- **Task brief**
Among the records below, find each line that includes the string "component" and copy it.

- **Material to process**
'''

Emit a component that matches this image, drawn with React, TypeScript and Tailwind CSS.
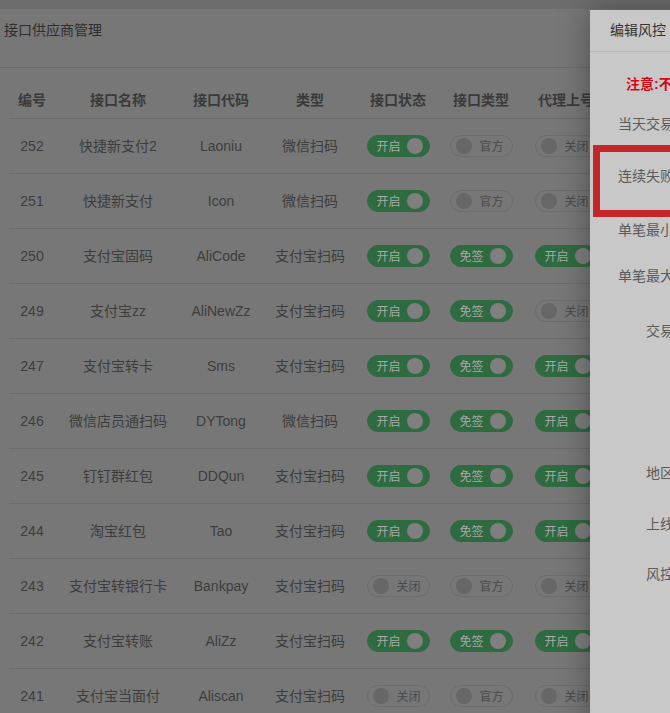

'''
'''

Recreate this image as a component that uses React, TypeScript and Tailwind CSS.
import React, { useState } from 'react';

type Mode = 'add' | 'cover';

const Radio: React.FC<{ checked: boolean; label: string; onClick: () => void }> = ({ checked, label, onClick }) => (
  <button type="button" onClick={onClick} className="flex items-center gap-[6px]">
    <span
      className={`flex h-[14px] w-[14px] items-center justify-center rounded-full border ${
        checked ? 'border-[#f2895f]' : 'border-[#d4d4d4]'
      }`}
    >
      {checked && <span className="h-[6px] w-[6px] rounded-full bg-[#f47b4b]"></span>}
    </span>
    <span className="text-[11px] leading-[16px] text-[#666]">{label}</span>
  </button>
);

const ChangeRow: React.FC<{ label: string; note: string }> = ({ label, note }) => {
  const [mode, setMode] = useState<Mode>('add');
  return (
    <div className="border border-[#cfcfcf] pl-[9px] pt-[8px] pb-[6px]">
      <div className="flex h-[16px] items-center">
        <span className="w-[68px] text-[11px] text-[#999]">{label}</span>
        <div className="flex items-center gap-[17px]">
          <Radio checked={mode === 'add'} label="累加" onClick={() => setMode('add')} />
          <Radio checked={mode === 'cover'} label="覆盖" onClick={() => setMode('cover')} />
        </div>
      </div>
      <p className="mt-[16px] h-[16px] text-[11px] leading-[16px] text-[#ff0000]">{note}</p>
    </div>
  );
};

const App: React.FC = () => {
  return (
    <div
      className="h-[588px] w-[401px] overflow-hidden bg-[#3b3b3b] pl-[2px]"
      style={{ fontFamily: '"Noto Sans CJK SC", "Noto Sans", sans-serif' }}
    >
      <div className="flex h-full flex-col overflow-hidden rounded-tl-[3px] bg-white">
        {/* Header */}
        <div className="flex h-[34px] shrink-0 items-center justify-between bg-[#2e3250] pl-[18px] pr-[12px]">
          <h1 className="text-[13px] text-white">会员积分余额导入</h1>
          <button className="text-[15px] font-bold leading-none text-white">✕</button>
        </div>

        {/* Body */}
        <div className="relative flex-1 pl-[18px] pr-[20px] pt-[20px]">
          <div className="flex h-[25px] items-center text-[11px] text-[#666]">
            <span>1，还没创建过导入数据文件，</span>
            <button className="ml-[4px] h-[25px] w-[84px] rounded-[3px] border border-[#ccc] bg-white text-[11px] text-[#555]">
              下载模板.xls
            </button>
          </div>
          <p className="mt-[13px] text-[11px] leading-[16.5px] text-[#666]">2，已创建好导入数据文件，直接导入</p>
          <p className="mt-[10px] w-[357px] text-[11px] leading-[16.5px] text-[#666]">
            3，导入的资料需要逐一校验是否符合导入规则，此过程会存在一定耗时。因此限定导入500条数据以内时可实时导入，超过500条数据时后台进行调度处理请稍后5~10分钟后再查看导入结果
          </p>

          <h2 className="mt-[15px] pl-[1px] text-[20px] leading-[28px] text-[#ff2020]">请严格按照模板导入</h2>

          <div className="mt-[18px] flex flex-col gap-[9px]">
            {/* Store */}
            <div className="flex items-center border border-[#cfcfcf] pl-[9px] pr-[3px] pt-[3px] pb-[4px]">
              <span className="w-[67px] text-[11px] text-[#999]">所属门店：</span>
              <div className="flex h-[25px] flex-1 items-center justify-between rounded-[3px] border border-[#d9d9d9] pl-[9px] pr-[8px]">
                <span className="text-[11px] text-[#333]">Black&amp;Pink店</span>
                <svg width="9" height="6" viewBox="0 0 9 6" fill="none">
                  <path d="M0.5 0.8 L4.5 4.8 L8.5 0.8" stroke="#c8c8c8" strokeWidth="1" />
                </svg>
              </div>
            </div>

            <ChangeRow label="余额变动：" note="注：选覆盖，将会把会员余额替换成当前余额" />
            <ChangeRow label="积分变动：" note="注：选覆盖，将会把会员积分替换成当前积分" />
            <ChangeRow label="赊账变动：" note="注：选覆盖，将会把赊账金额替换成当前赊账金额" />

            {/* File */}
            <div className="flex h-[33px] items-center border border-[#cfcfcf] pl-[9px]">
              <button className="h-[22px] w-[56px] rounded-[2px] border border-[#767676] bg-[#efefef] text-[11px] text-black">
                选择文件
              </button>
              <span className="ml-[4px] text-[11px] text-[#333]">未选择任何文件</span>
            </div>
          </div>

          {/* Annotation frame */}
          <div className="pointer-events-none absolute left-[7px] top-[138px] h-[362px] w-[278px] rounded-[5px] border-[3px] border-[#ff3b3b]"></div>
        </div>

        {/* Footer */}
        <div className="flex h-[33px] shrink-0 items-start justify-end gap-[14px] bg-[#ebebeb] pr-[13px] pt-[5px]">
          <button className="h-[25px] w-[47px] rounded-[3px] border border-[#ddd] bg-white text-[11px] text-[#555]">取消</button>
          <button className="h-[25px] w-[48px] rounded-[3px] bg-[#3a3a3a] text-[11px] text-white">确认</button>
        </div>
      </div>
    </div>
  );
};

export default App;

'''

- **Correct response**
Emit a component that matches this image, drawn with React, TypeScript and Tailwind CSS.
Recreate this image as a component that uses React, TypeScript and Tailwind CSS.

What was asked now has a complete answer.